Under Soviet rule, the Nivkh were forced to join large agricultural and industrial labor collectives known as kolkhoz. Soon, the Nivkh found themselves living and working as a marginalized group among the dominant Russian workforce. This collective system profoundly changed the Nivkh way of life, leading to the disappearance of their traditional hunter-gatherer lifestyle.

The Soviet leadership held up the Nivkh as an example of a culture rapidly transitioning from “Neolithic to “socialist” one. They prohibited the use of the Nivkh language in schools and public spaces and enforced the Russian language, leading to the Russification of the Nivkh.

In 1962, the Soviet authorities relocated many Nivkh communities, reducing the number of Sakhalin settlements from 82 to 13 by 1986. This reshuffling was facilitated through the elimination of kolkhoz collectives, which the Nivkh had come to rely on heavily. The shutting down of state-supported facilities like schools or power generators often drove people to relocate to government-designated areas.

Following the break up of the Soviet Union in 1991, the kolkhoz collectives were destroyed. Thus, the Nivkh community faced increasing impoverishment.

Yulia Kortneva, a director, created a documentary about Sakhalin, which can also be watched on YouTube, where the life of Nivkhs today is described.

In this first documentary, which Kortneva filmed on her own and has since got around 180,000 views, she went to Rybnoe, one of the dying villages, which was populated mainly by Nivkhs.

The few houses in the village that are left inhabited. Screenshot from YouTube video “Hermits of the island Ykh-myth. Indigenous peoples of Sakhalin: Nivkhs and Uilta.” From the YouTube channel Expedition of Yulia Korneva. Fair use.

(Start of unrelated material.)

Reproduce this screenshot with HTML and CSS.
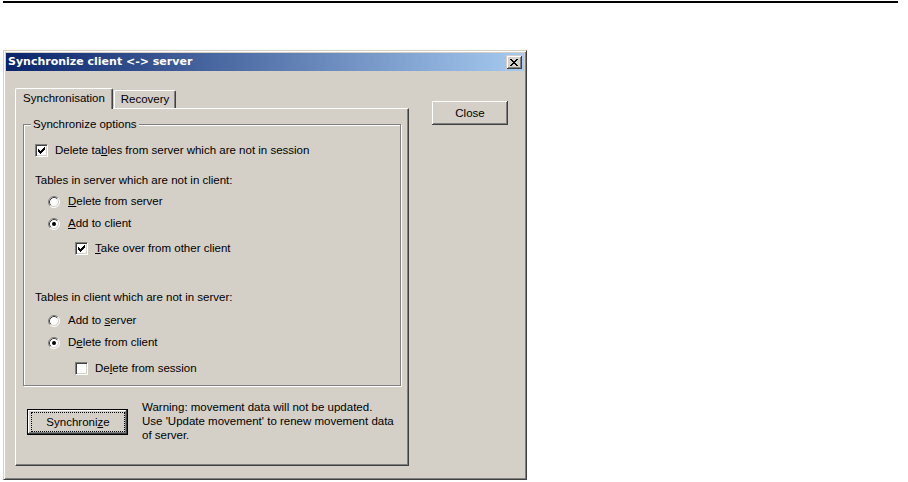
FILE: index.html
```html
<!DOCTYPE html>
<html>
<head>
<meta charset="utf-8">
<title>Synchronize client &lt;-&gt; server</title>
<link rel="stylesheet" href="styles.css">
</head>
<body>
<div class="topline"></div>
<div class="window">
  <div class="titlebar">
    <span class="title">Synchronize client &lt;-&gt; server</span>
    <span class="xbtn"><svg width="8" height="7" viewBox="0 0 8 7"><path fill="#000" d="M0 0h2v1h-2zM6 0h2v1h-2zM1 1h2v1h-2zM5 1h2v1h-2zM2 2h4v1h-4zM3 3h2v1h-2zM2 4h4v1h-4zM1 5h2v1h-2zM5 5h2v1h-2zM0 6h2v1h-2zM6 6h2v1h-2z"/></svg></span>
  </div>
  <div class="content">
    <div class="tabcol">
      <div class="tabs">
        <div class="tab active">Synchronisation</div>
        <div class="tab other">Recovery</div>
      </div>
      <div class="panel">
        <div class="group">
          <span class="legend">Synchronize options</span>
          <div class="row ind1 m13">
            <span class="cb"><svg width="7" height="7" viewBox="0 0 7 7"><path fill="#000" d="M6 0h1v1h-1zM5 1h2v1h-2zM0 2h1v1h-1zM4 2h3v1h-3zM0 3h2v1h-2zM3 3h3v1h-3zM0 4h5v1h-5zM1 5h3v1h-3zM2 6h1v1h-1z"/></svg></span>
            <span>Delete ta<u>b</u>les from server which are not in session</span>
          </div>
          <div class="row ind1 m17"><span>Tables in server which are not in client:</span></div>
          <div class="row ind2 m8">
            <svg class="radio" width="12" height="12" viewBox="0 0 12 12"><circle cx="6" cy="6" r="5" fill="#fff"/><path d="M2.11 9.89A5.5 5.5 0 0 1 9.89 2.11" fill="none" stroke="#808080"/><path d="M9.89 2.11A5.5 5.5 0 0 1 2.11 9.89" fill="none" stroke="#fff"/><path d="M2.82 9.18A4.5 4.5 0 0 1 9.18 2.82" fill="none" stroke="#404040"/><path d="M9.18 2.82A4.5 4.5 0 0 1 2.82 9.18" fill="none" stroke="#D4D0C8"/></svg>
            <span><u>D</u>elete from server</span>
          </div>
          <div class="row ind2 m9">
            <svg class="radio" width="12" height="12" viewBox="0 0 12 12"><circle cx="6" cy="6" r="5" fill="#fff"/><path d="M2.11 9.89A5.5 5.5 0 0 1 9.89 2.11" fill="none" stroke="#808080"/><path d="M9.89 2.11A5.5 5.5 0 0 1 2.11 9.89" fill="none" stroke="#fff"/><path d="M2.82 9.18A4.5 4.5 0 0 1 9.18 2.82" fill="none" stroke="#404040"/><path d="M9.18 2.82A4.5 4.5 0 0 1 2.82 9.18" fill="none" stroke="#D4D0C8"/><circle cx="6" cy="6" r="2" fill="#000"/></svg>
            <span><u>A</u>dd to client</span>
          </div>
          <div class="row ind3 m12">
            <span class="cb"><svg width="7" height="7" viewBox="0 0 7 7"><path fill="#000" d="M6 0h1v1h-1zM5 1h2v1h-2zM0 2h1v1h-1zM4 2h3v1h-3zM0 3h2v1h-2zM3 3h3v1h-3zM0 4h5v1h-5zM1 5h3v1h-3zM2 6h1v1h-1z"/></svg></span>
            <span><u>T</u>ake over from other client</span>
          </div>
          <div class="row ind1 m36"><span>Tables in client which are not in server:</span></div>
          <div class="row ind2 m10">
            <svg class="radio" width="12" height="12" viewBox="0 0 12 12"><circle cx="6" cy="6" r="5" fill="#fff"/><path d="M2.11 9.89A5.5 5.5 0 0 1 9.89 2.11" fill="none" stroke="#808080"/><path d="M9.89 2.11A5.5 5.5 0 0 1 2.11 9.89" fill="none" stroke="#fff"/><path d="M2.82 9.18A4.5 4.5 0 0 1 9.18 2.82" fill="none" stroke="#404040"/><path d="M9.18 2.82A4.5 4.5 0 0 1 2.82 9.18" fill="none" stroke="#D4D0C8"/></svg>
            <span>Add to <u>s</u>erver</span>
          </div>
          <div class="row ind2 m9">
            <svg class="radio" width="12" height="12" viewBox="0 0 12 12"><circle cx="6" cy="6" r="5" fill="#fff"/><path d="M2.11 9.89A5.5 5.5 0 0 1 9.89 2.11" fill="none" stroke="#808080"/><path d="M9.89 2.11A5.5 5.5 0 0 1 2.11 9.89" fill="none" stroke="#fff"/><path d="M2.82 9.18A4.5 4.5 0 0 1 9.18 2.82" fill="none" stroke="#404040"/><path d="M9.18 2.82A4.5 4.5 0 0 1 2.82 9.18" fill="none" stroke="#D4D0C8"/><circle cx="6" cy="6" r="2" fill="#000"/></svg>
            <span>D<u>e</u>lete from client</span>
          </div>
          <div class="row ind3 m13">
            <span class="cb"></span>
            <span>De<u>l</u>ete from session</span>
          </div>
        </div>
        <div class="syncrow">
          <div class="btn default"><span class="focus">Synchroni<u>z</u>e</span></div>
          <div class="warning">Warning: movement data will not be updated.<br>Use 'Update movement' to renew movement data<br>of server.</div>
        </div>
      </div>
    </div>
    <div class="btn close">Close</div>
  </div>
</div>
</body>
</html>
```
FILE: styles.css
```css
body {
  margin: 0;
  background: #fff;
  font-family: "Liberation Sans", Arial, sans-serif;
  font-size: 11.5px;
  color: #000;
}
.topline {
  height: 2px;
  background: #000;
  margin: 1px 10px 0 3px;
}
.window {
  box-sizing: border-box;
  width: 524px;
  height: 430px;
  margin: 47px 0 0 3px;
  background: #D4D0C8;
  border: 1px solid;
  border-color: #D4D0C8 #404040 #404040 #D4D0C8;
  box-shadow: inset 1px 1px #fff, inset -1px -1px #808080;
  padding: 2px;
}
.titlebar {
  height: 18px;
  display: flex;
  align-items: center;
  justify-content: space-between;
  background: linear-gradient(to right, #0A246A, #A6CAF0);
}
.title {
  color: #fff;
  font-family: "DejaVu Sans", Verdana, sans-serif;
  font-size: 11px;
  font-weight: bold;
  padding-left: 2px;
  line-height: 18px;
}
.xbtn {
  width: 16px;
  height: 14px;
  margin-right: 2px;
  background: #D4D0C8;
  box-shadow: inset 1px 1px #D4D0C8, inset -1px -1px #404040, inset 2px 2px #fff, inset -2px -2px #808080;
  display: flex;
  align-items: center;
  justify-content: center;
}
.xbtn svg { display: block; }
.content {
  display: flex;
  align-items: flex-start;
  padding: 17px 0 0 9px;
}
.tabcol { width: 394px; }
.tabs {
  display: flex;
  align-items: flex-end;
  height: 20px;
}
.tab {
  box-sizing: border-box;
  height: 18px;
  line-height: 13px;
  padding-top: 2px;
  text-align: center;
  border-top: 1px solid #fff;
  border-left: 1px solid #fff;
  border-right: 1px solid #404040;
  box-shadow: inset -1px 0 #808080;
  border-radius: 2px 2px 0 0;
}
.tab.active {
  width: 98px;
  height: 21px;
  margin-bottom: -1px;
  position: relative;
  z-index: 1;
  background: #D4D0C8;
  padding-top: 3px;
}
.tab.other {
  width: 62px;
  margin-left: 1px;
}
.panel {
  box-sizing: border-box;
  height: 358px;
  border: 1px solid;
  border-color: #fff #404040 #404040 #fff;
  box-shadow: inset -1px -1px #808080;
  padding: 15px 7px 0 7px;
}
.group {
  border: 1px solid #808080;
  box-shadow: inset 1px 1px #fff, 1px 1px #fff;
  padding-bottom: 10px;
}
.legend {
  display: block;
  width: fit-content;
  height: 13px;
  line-height: 13px;
  margin: -7px 0 0 7px;
  padding: 0 2px;
  background: #D4D0C8;
}
.row {
  display: flex;
  align-items: center;
  height: 13px;
  line-height: 13px;
  gap: 7px;
  white-space: nowrap;
}
.ind1 { margin-left: 11px; }
.ind2 { margin-left: 24px; gap: 8px; }
.ind3 { margin-left: 51px; }
.m8 { margin-top: 8px; }
.m9 { margin-top: 9px; }
.m10 { margin-top: 10px; }
.m12 { margin-top: 12px; }
.m13 { margin-top: 13px; }
.m17 { margin-top: 17px; }
.m36 { margin-top: 36px; }
.cb {
  box-sizing: border-box;
  width: 13px;
  height: 13px;
  flex: none;
  background: #fff;
  border: 1px solid;
  border-color: #808080 #fff #fff #808080;
  box-shadow: inset 1px 1px #404040, inset -1px -1px #D4D0C8;
  display: flex;
  align-items: center;
  justify-content: center;
}
.cb svg, .radio { display: block; flex: none; }
.syncrow {
  display: flex;
  align-items: flex-start;
  margin-top: 14px;
}
.btn {
  box-sizing: border-box;
  display: flex;
  align-items: center;
  justify-content: center;
  background: #D4D0C8;
  box-shadow: inset -1px -1px #404040, inset 1px 1px #fff, inset -2px -2px #808080;
}
.close {
  width: 76px;
  height: 24px;
  margin: 13px 0 0 23px;
}
.default {
  width: 101px;
  height: 26px;
  margin: 9px 0 0 4px;
  border: 1px solid #000;
  padding: 2px 2px 2px 3px;
}
.focus {
  box-sizing: border-box;
  width: 100%;
  height: 100%;
  border: 1px dotted #000;
  display: flex;
  align-items: center;
  justify-content: center;
}
.warning {
  margin-left: 14px;
  line-height: 14px;
}
```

The village is mainly accessible by helicopters in winter, and they rarely come. Another mode of access is via snowmobile over ice on the bay, but this 52-kilometre journey from the nearest accessible village takes over three hours in the biting cold. 

The director is going to Rybnoe in the winter by snowmobile. Screenshot from YouTube video “Hermits of the island Ykh-myth. Indigenous peoples of Sakhalin: Nivkhs and Uilta.” From the YouTube channel Expedition of Yulia Korneva. Fair use.

People make a living by fishing; there is rarely electricity and no running water. 

Fishing is what people make a living from in Rybnoe. Screenshot from YouTube video “Hermits of the island Ykh-myth. Indigenous peoples of Sakhalin: Nivkhs and Uilta.” From the YouTube channel Expedition of Yulia Korneva. Fair use.

Nivkhs traditionally bred dogs, some do it today, too.

Nivkh woman with puppies. Screenshot from YouTube video “Hermits of the island Ykh-myth. Indigenous peoples of Sakhalin: Nivkhs and Uilta.” From the YouTube channel Expedition of Yulia Korneva. Fair use.

One of the older Nivkhs living in the village showed Kortneva a photo of his school class, where most of the pupils were Nivkhs. 

A photo of school class several decades ago. Screenshot from YouTube video “Hermits of the island Ykh-myth. Indigenous peoples of Sakhalin: Nivkhs and Uilta.” From the YouTube channel Expedition of Yulia Korneva. Fair use.

Now, there are mostly pensioners living in the village, and it is no longer possible to be registered as living there. 

Retired man who lives in Rybnoe. Screenshot from YouTube video “Hermits of the island Ykh-myth. Indigenous peoples of Sakhalin: Nivkhs and Uilta.” From the YouTube channel Expedition of Yulia Korneva. Fair use.

The latest census estimates that the population of Nikhs in Sakhalin has decreased: if in 2002 there were 5,287 people identifying as Nikhs in Sakhalin, by 2021, only 3,842 named themselves as belonging to that group.